* _Objective_
Print, word for word, the opening line of the data below and every line after it through the line that contains "const toY = (price)", but not the pictures.

* _Recorded information_
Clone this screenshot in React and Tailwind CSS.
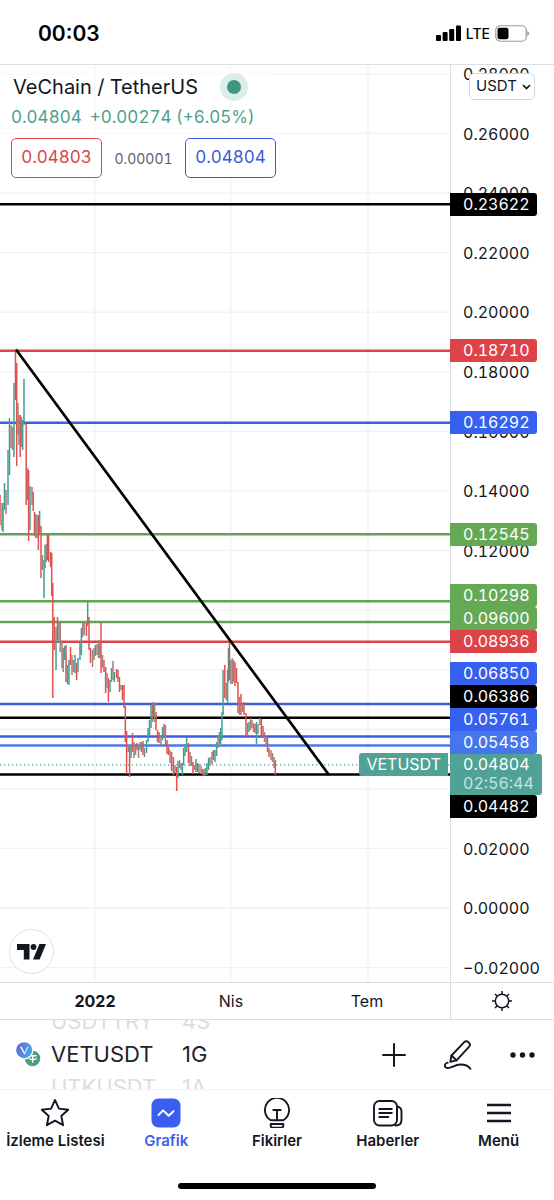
import React, { useState } from "react";

const CHART_TOP = 65;
const UP = "#3f9f93";
const DOWN = "#e0504f";
const MIX = "#9c8178";
const COLORS = { u: UP, d: DOWN, m: MIX };

const toY = (price) => 908 - CHART_TOP - price * 2979;

// an empty label is a tick that the level tags cover
const ticks = [
    "0.28000", "0.26000", "0.24000", "0.22000", "0.20000", "0.18000", "0.16000", "0.14000",
    "0.12000", "", "", "", "", "0.02000", "0.00000", "−0.02000",
];

const levels = [
    { price: 0.23622, color: "#000000" },
    { price: 0.1871, color: "#dc444a" },
    { price: 0.16292, color: "#3a5fe0" },
    { price: 0.12545, color: "#5fa653" },
    { price: 0.10298, color: "#5fa653" },
    { price: 0.096, color: "#5fa653" },
    { price: 0.08936, color: "#dc444a" },
    { price: 0.0685, color: "#3a5fe0" },
    { price: 0.06386, color: "#000000" },
    { price: 0.05761, color: "#3a5fe0" },
    { price: 0.05458, color: "#4a78e6" },
    { price: 0.04482, color: "#000000" },
];

// x, top, bottom, kind (u = up, d = down, m = mixed)
const candles = [
    [0, 495, 525, "d"], [2, 503, 530, "m"], [3, 503, 532, "u"], [4.5, 483, 510, "u"], [6, 490, 514, "m"],
    [8, 450, 505, "u"], [9.5, 418, 475, "u"], [11, 425, 448, "m"], [12.5, 427, 450, "m"], [14, 383, 457, "u"],
    [15.5, 350, 400, "d"], [16.7, 363, 466, "d"], [18, 403, 435, "m"], [19, 415, 445, "m"], [20.2, 415, 457, "d"],
    [21.5, 417, 447, "m"], [22.7, 420, 450, "u"], [24, 379, 425, "u"], [26.2, 424, 505, "d"], [27.5, 468, 500, "m"],
    [28.6, 470, 541, "d"], [30, 486, 530, "u"], [32, 487, 505, "m"], [33.2, 492, 511, "d"], [34.5, 512, 536, "d"],
    [35.6, 514, 538, "m"], [37, 515, 538, "m"], [38.4, 515, 550, "d"], [39.6, 511, 535, "u"], [41, 526, 578, "d"],
    [42.5, 555, 570, "m"], [44, 560, 598, "u"], [45, 545, 568, "u"], [46.2, 544, 562, "m"], [47.4, 535, 560, "d"],
    [48.6, 535, 562, "d"], [50.6, 552, 567, "d"], [51.7, 553, 596, "d"], [52.8, 583, 698, "d"], [54.2, 617, 650, "d"],
    [56, 627, 670, "u"], [57.5, 617, 640, "d"], [59, 622, 643, "m"], [60.2, 623, 652, "m"], [62, 642, 668, "m"],
    [63.2, 648, 672, "m"], [64.6, 646, 660, "u"], [66, 645, 682, "d"], [67.5, 665, 684, "u"], [69, 660, 685, "u"],
    [70.5, 647, 665, "d"], [72, 655, 675, "m"], [73.5, 660, 672, "m"], [75, 655, 673, "u"], [76.6, 663, 680, "d"],
    [78, 658, 672, "u"], [80, 643, 660, "u"], [81.4, 628, 655, "u"], [82.8, 623, 637, "m"], [84.2, 622, 635, "m"],
    [86.4, 623, 636, "d"], [87.7, 602, 626, "u"], [89, 617, 650, "d"], [90.5, 648, 663, "d"], [92.5, 650, 667, "m"],
    [94, 648, 660, "m"], [95.4, 645, 656, "u"], [97, 644, 655, "m"], [98.5, 640, 658, "m"], [99.8, 642, 658, "m"],
    [101, 622, 673, "d"], [102.5, 655, 668, "m"], [104, 660, 672, "d"], [105.6, 667, 693, "d"], [107, 673, 688, "m"],
    [108.4, 678, 702, "d"], [110, 680, 692, "u"], [111.5, 668, 682, "u"], [113, 661, 680, "m"], [114.4, 672, 682, "u"],
    [116.6, 669, 678, "d"], [118, 670, 682, "d"], [119.5, 677, 692, "d"], [121, 685, 690, "m"], [122.5, 685, 700, "d"],
    [124, 685, 708, "d"], [125.3, 706, 742, "d"], [126.6, 731, 774, "d"], [128.2, 747, 752, "m"], [129.6, 747, 777, "d"],
    [131, 745, 758, "u"], [132.5, 733, 752, "d"], [134, 742, 758, "m"], [135.5, 744, 755, "m"], [137, 743, 750, "d"],
    [138.5, 745, 758, "m"], [140, 742, 750, "m"], [141.5, 742, 752, "u"], [143, 741, 755, "d"], [144.5, 748, 757, "m"],
    [146.6, 740, 753, "u"], [148, 728, 742, "u"], [149.5, 720, 735, "u"], [151, 705, 728, "u"], [152.4, 703, 722, "m"],
    [153.4, 702, 716, "d"], [154.6, 703, 722, "m"], [156, 712, 730, "d"], [157.5, 730, 742, "d"], [159, 732, 743, "d"],
    [161, 735, 745, "m"], [162.6, 727, 740, "u"], [164, 724, 737, "d"], [165.5, 725, 745, "m"], [167, 740, 754, "d"],
    [168.5, 747, 755, "d"], [170, 750, 763, "m"], [171.6, 752, 771, "d"], [173.4, 757, 775, "d"], [175, 765, 773, "m"],
    [176.7, 767, 791, "d"], [178, 761, 778, "u"], [179.5, 760, 768, "m"], [181, 763, 770, "m"], [182.4, 763, 775, "u"],
    [183.6, 748, 765, "u"], [185, 744, 756, "u"], [186.6, 738, 752, "u"], [188.5, 743, 763, "d"], [190, 752, 766, "m"],
    [191.5, 756, 766, "m"], [193, 762, 774, "d"], [194.6, 765, 770, "m"], [196, 759, 772, "u"], [197.6, 763, 772, "d"],
    [199, 764, 773, "m"], [201, 766, 774, "m"], [202.5, 769, 775, "d"], [204, 769, 776, "m"], [205.5, 768, 775, "u"],
    [207, 763, 775, "u"], [208.6, 758, 770, "u"], [210, 757, 766, "m"], [212, 752, 764, "m"], [213.4, 750, 760, "d"],
    [215, 750, 762, "u"], [216.6, 742, 756, "u"], [218, 735, 748, "m"], [219.4, 732, 744, "m"], [220.7, 728, 744, "u"],
    [222, 712, 740, "u"], [223.1, 670, 715, "u"], [224.8, 665, 698, "d"], [226.2, 683, 700, "m"], [227.6, 670, 703, "u"],
    [228.5, 648, 682, "u"], [229.4, 641, 680, "d"], [230.8, 660, 684, "m"], [232.2, 658, 684, "m"], [233.6, 660, 682, "m"],
    [235, 662, 686, "d"], [236.5, 668, 683, "d"], [238, 682, 713, "d"], [239.5, 697, 715, "m"], [241, 694, 715, "d"],
    [242.5, 704, 712, "m"], [244, 702, 715, "d"], [246, 713, 738, "d"], [247.5, 723, 735, "m"], [249, 722, 732, "u"],
    [250.5, 718, 730, "m"], [252, 720, 728, "m"], [253.5, 723, 732, "m"], [255, 724, 733, "d"], [256.5, 722, 744, "u"],
    [258, 724, 734, "m"], [259.8, 718, 725, "m"], [261.3, 719, 738, "d"], [263, 726, 738, "d"], [264.5, 732, 742, "m"],
    [266, 738, 744, "m"], [267.5, 738, 752, "d"], [269, 748, 757, "d"], [271, 750, 760, "m"], [272.5, 753, 762, "m"],
    [274, 757, 768, "m"], [275.3, 760, 775, "d"],
];

function StatusBar() {
    return (
        <header className="flex h-[65px] items-center justify-between border-b border-[#dcdee6] pt-[3px] pr-[25px] pl-[38px]">
            <span className="text-[21px] font-semibold text-black">00:03</span>
            <div className="flex items-center gap-[5px]">
                <svg width="25" height="17" viewBox="0 0 25 17" fill="#000" aria-hidden="true">
                    <rect x="0" y="10" width="5" height="6" rx="1" />
                    <rect x="6.6" y="7" width="5" height="9" rx="1" />
                    <rect x="13.2" y="4" width="5" height="12" rx="1" />
                    <rect x="20" y="0.5" width="5" height="15.5" rx="1" />
                </svg>
                <span className="text-[14px] leading-5 font-medium text-black">LTE</span>
                <svg width="34" height="17" viewBox="0 0 34 17" aria-hidden="true">
                    <rect x="0.75" y="0.75" width="30.5" height="15.5" rx="4.5" fill="none" stroke="#9a9a9a" strokeWidth="1.2" />
                    <rect x="2.5" y="2.7" width="11" height="11.6" rx="2.2" fill="#000" />
                    <path d="M32.400 6v5c1-.4 1.600-1.300 1.600-2.500S33.400 6.400 32.400 6Z" fill="#8a8a8a" />
                </svg>
            </div>
        </header>
    );
}

function Legend() {
    return (
        <div className="absolute top-0 left-0 bg-white/60 pt-2 pl-[11px] tabular-nums">
            <div className="flex h-7 items-center gap-[22px] pl-[2px]">
                <h1 className="text-[20px] text-[#131722]">VeChain / TetherUS</h1>
                <span className="flex size-7 items-center justify-center rounded-full bg-[#dbeeeb]">
                    <span className="size-[14px] rounded-full bg-[#42957f]"></span>
                </span>
            </div>
            <p className="mt-1 flex gap-2 text-[17px] leading-6 text-[#4c9f8e]">
                <span>0.04804</span>
                <span>+0.00274 (+6.05%)</span>
            </p>
            <div className="mt-[9px] flex items-center gap-[11px]">
                <button className="h-10 w-[91px] rounded-[5px] border border-[#d6464d] bg-white text-[17px] text-[#d6464d]">0.04803</button>
                <span className="w-[61px] text-center text-[14px] text-[#5d606b]">0.00001</span>
                <button className="h-10 w-[91px] rounded-[5px] border border-[#3a5bd6] bg-white text-[17px] text-[#3a5bd6]">0.04804</button>
            </div>
        </div>
    );
}

function Plot() {
    return (
        <div className="relative flex-1 overflow-hidden">
            <svg className="block h-full w-full" role="img" aria-label="VETUSDT">
                <g stroke="#f0f1f3" strokeWidth="1.3">
                    {ticks.map((t, i) => (
                        <line key={i} x1="0" x2="100%" y1={toY(0.28 - i * 0.02)} y2={toY(0.28 - i * 0.02)} />
                    ))}
                    <line x1="95" x2="95" y1="0" y2="100%" />
                    <line x1="230.5" x2="230.5" y1="0" y2="100%" />
                    <line x1="368" x2="368" y1="0" y2="100%" />
                </g>
                {levels.map((l) => (
                    <line key={l.price} x1="0" x2="100%" y1={toY(l.price)} y2={toY(l.price)} stroke={l.color} strokeWidth="2.5" />
                ))}
                <line x1="0" x2="100%" y1={toY(0.04804)} y2={toY(0.04804)} stroke="#4f9d90" strokeWidth="1.3" strokeDasharray="1.3 2.700" />
                <g transform={`translate(0 ${-CHART_TOP})`}>
                    {candles.map(([x, top, bottom, kind]) => (
                        <line key={x} x1={x} x2={x} y1={top} y2={bottom} stroke={COLORS[kind]} strokeWidth="1.5" />
                    ))}
                    <path d="M16 349.500 329 775" stroke="#000" strokeWidth="2.700" fill="none" />
                </g>
            </svg>
            <Legend />
            <span className="absolute top-[688px] right-[2px] h-[23px] rounded-l-[3px] bg-[#50a296] px-[7px] text-[16px] leading-[23px] text-white">
                VETUSDT
            </span>
            <div className="absolute bottom-2 left-[9px] flex size-[45px] items-center justify-center rounded-full border border-[#e0e1e4] bg-white">
                <svg width="29" height="16" viewBox="0 0 29 16" fill="#131722" aria-label="TradingView">
                    <path d="M0 0h12.500v15.500H6.800V5.900H0Z" />
                    <circle cx="16.500" cy="3" r="2.900" />
                    <path d="M22.400 0H29l-6.400 15.500H16Z" />
                </svg>
            </div>
        </div>
    );
}

function Tag({ className, children }) {
    return (
        <div className={`h-[23px] w-[87px] rounded-r-[3px] pl-[13px] text-[16px] leading-[23px] text-white ${className}`}>
            {children}
        </div>
    );
}

function PriceScale() {
    return (
        <div className="relative w-[104px] shrink-0 border-l border-[#dcdee6] tabular-nums">
            <div className="flex h-full flex-col justify-between pb-[5px] pl-3 text-[16px] leading-[18px] text-[#131722]">
                {ticks.map((t, i) => (
                    <span key={i} className="h-[18px]">{t}</span>
                ))}
            </div>
            <div className="absolute top-2 left-[18px]">
                <select
                    aria-label="Currency"
                    className="h-[27px] w-[66px] appearance-none rounded-[5px] border border-[#d5d7de] bg-white pl-[6px] text-[15px] text-[#131722]"
                >
                    <option>USDT</option>
                </select>
                <svg className="pointer-events-none absolute top-[11px] right-1" width="9" height="6" viewBox="0 0 9 6" fill="none" stroke="#131722" strokeWidth="1.700" aria-hidden="true">
                    <path d="m1 1 3.500 3.500L8 1" />
                </svg>
            </div>
            <div className="absolute top-[128px] -left-px">
                <Tag className="bg-black">0.23622</Tag>
            </div>
            <div className="absolute top-[274px] -left-px">
                <Tag className="bg-[#dc444a]">0.18710</Tag>
            </div>
            <div className="absolute top-[346px] -left-px">
                <Tag className="bg-[#3560f0]">0.16292</Tag>
            </div>
            <div className="absolute top-[458px] -left-px">
                <Tag className="bg-[#65a955]">0.12545</Tag>
            </div>
            <div className="absolute top-[519px] -left-px">
                <Tag className="bg-[#65a955]">0.10298</Tag>
                <Tag className="bg-[#65a955]">0.09600</Tag>
                <Tag className="bg-[#dc444a]">0.08936</Tag>
            </div>
            <div className="absolute top-[597px] -left-px">
                <Tag className="bg-[#3560f0]">0.06850</Tag>
                <Tag className="bg-black">0.06386</Tag>
                <Tag className="bg-[#3560f0]">0.05761</Tag>
                <Tag className="bg-[#4576ec]">0.05458</Tag>
                <div className="h-[41px] w-[92px] rounded-r-[3px] bg-[#50a296] pt-px pl-[13px] text-[16px] leading-[19px] text-white">
                    <div>0.04804</div>
                    <div className="text-white/70">02:56:44</div>
                </div>
                <Tag className="bg-black">0.04482</Tag>
            </div>
        </div>
    );
}

function TimeScale() {
    return (
        <div className="flex h-[38px] border-y border-[#dcdee6] text-[16px] text-[#131722]">
            <div className="flex-1">
                <div className="ml-[27px] grid h-full w-[408px] grid-cols-3 items-center text-center">
                    <span className="font-bold">2022</span>
                    <span>Nis</span>
                    <span>Tem</span>
                </div>
            </div>
            <div className="flex w-[104px] shrink-0 items-center justify-center border-l border-[#dcdee6] pr-[2px]">
                <button aria-label="Settings">
                    <svg width="20" height="20" viewBox="0 0 20 20" fill="none" stroke="#131722" strokeWidth="1.500">
                        <circle cx="10" cy="10" r="6.700" />
                        <path d="M10 0v3.300M10 16.700V20M0 10h3.300M16.700 10H20M3 3l2.300 2.300M14.700 14.700 17 17M3 17l2.300-2.300M14.700 5.300 17 3" />
                    </svg>
                </button>
            </div>
        </div>
    );
}

function Wheel({ items, className }) {
    return (
        <div className={`flex h-[69px] flex-col justify-center overflow-hidden text-[22px] leading-[33px] ${className}`}>
            {items.map((item, i) => (
                <span key={item} className={i === 1 ? "shrink-0 text-[#20232c]" : "shrink-0 text-[#dcdde1]"}>
                    {item}
                </span>
            ))}
        </div>
    );
}

function SymbolBar() {
    return (
        <div className="flex h-[70px] items-center border-b border-[#f0f1f3] pr-[19px] pl-4">
            <svg width="25" height="25" viewBox="0 0 25 25" aria-hidden="true">
                <defs>
                    <linearGradient id="vet" x1="0" y1="0" x2="1" y2="0.3">
                        <stop offset="0" stopColor="#6a63cf" />
                        <stop offset="1" stopColor="#45a5ea" />
                    </linearGradient>
                </defs>
                <circle cx="16.500" cy="16.500" r="7.800" fill="#4e9f80" />
                <path d="M13 13.800h7.500M16.700 13.800v7M13 16.500c2 1.200 5.500 1.200 7.500 0" stroke="#fff" strokeWidth="1.400" fill="none" />
                <circle cx="8.200" cy="8.200" r="9.200" fill="#fff" />
                <circle cx="8.200" cy="8.200" r="8" fill="url(#vet)" />
                <path d="M4 4.700h1.600l3 6 2.800-6h1.200L8.500 12.800Z" fill="#fff" />
            </svg>
            <Wheel items={["USDTTRY", "VETUSDT", "UTKUSDT"]} className="ml-[10px] w-[131px]" />
            <Wheel items={["4S", "1G", "1A"]} className="" />
            <div className="ml-auto flex items-center gap-[38px]">
                <button aria-label="Add">
                    <svg width="24" height="24" viewBox="0 0 24 24" fill="none" stroke="#131722" strokeWidth="2" strokeLinecap="round">
                        <path d="M12 1v22M1 12h22" />
                    </svg>
                </button>
                <button aria-label="Draw">
                    <svg width="28" height="30" viewBox="0 0 28 30" fill="none" stroke="#131722" strokeWidth="1.900" strokeLinecap="round" strokeLinejoin="round">
                        <path d="M7.500 15.500 20.200 2.200a2.900 2.900 0 0 1 4.200 0l.6.600a2.900 2.900 0 0 1 0 4L12.500 20.300 6.300 21.800Z" />
                        <path d="m7.500 15.500 5 4.800" />
                        <path d="M3.700 22.700c-3 .8-3.700 3.200-2 4.700 3.500 3 8.500-3.100 14.800-2.900 5.200.1 8.200 1.500 9.800 4.300" />
                    </svg>
                </button>
                <button aria-label="More">
                    <svg width="25" height="6" viewBox="0 0 25 6" fill="#131722">
                        <circle cx="3" cy="3" r="2.700" />
                        <circle cx="12.500" cy="3" r="2.700" />
                        <circle cx="22" cy="3" r="2.700" />
                    </svg>
                </button>
            </div>
        </div>
    );
}

const tabs = [
    {
        name: "İzleme Listesi",
        icon: <path d="m15 2 3.900 8.600 9.300 1.100-6.900 6.300 1.800 9.200-8.100-4.600-8.100 4.600 1.800-9.200-6.900-6.300 9.300-1.100Z" />,
    },
    {
        name: "Grafik",
        icon: (
            <>
                <rect x="0.500" y="0.500" width="29" height="29" rx="7" fill="#3a5ff0" stroke="none" />
                <path d="m7.500 17 4.600-4.600 5.600 5.400 4.800-4.600" stroke="#fff" strokeWidth="2" />
            </>
        ),
    },
    {
        name: "Fikirler",
        icon: (
            <>
                <path d="M8.700 22.300a12.100 12.100 0 1 1 12.600 0Z" />
                <path d="M11.300 12h7.400M15 12v10.300" />
                <path d="M8.700 26h12.600v1.600a2 2 0 0 1-2 2h-8.600a2 2 0 0 1-2-2Z" />
            </>
        ),
    },
    {
        name: "Haberler",
        icon: (
            <>
                <rect x="1" y="3" width="23" height="24.500" rx="5.500" />
                <path d="M24 8.500c2.700.4 4.500 2 4.500 5V22c0 3.500-2.500 5.500-6 5.500M24 8.500V21" />
                <path d="M6.300 11h12.500M6.300 15h12.500M6.300 19h9" />
            </>
        ),
    },
    {
        name: "Menü",
        icon: <path d="M3 7h24M3 15h24M3 23h24" strokeWidth="2.400" strokeLinecap="butt" />,
    },
];

function TabBar() {
    const [active, setActive] = useState("Grafik");
    return (
        <nav className="grid grid-cols-5 pt-2">
            {tabs.map((tab) => (
                <button
                    key={tab.name}
                    onClick={() => setActive(tab.name)}
                    className={
                        tab.name === active
                            ? "flex flex-col items-center gap-[3px] text-[15px] leading-5 font-semibold whitespace-nowrap text-[#3a5ff0]"
                            : "flex flex-col items-center gap-[3px] text-[15px] leading-5 font-semibold whitespace-nowrap text-[#131722]"
                    }
                >
                    <svg width="30" height="30" viewBox="0 0 30 30" fill="none" stroke="#131722" strokeWidth="1.900" strokeLinecap="round" strokeLinejoin="round" aria-hidden="true">
                        {tab.icon}
                    </svg>
                    {tab.name}
                </button>
            ))}
        </nav>
    );
}

export default function App() {
    return (
        <div className="flex min-h-screen flex-col bg-white font-['Inter',sans-serif]">
            <StatusBar />
            <main className="flex h-[917px]">
                <Plot />
                <PriceScale />
            </main>
            <TimeScale />
            <SymbolBar />
            <TabBar />
            <div className="mx-auto mt-auto mb-[11px] h-[6px] w-[198px] rounded-full bg-black"></div>
        </div>
    );
}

* _Output for this task_
Clone this screenshot in React and Tailwind CSS.
import React, { useState } from "react";

const CHART_TOP = 65;
const UP = "#3f9f93";
const DOWN = "#e0504f";
const MIX = "#9c8178";
const COLORS = { u: UP, d: DOWN, m: MIX };

const toY = (price) => 908 - CHART_TOP - price * 2979;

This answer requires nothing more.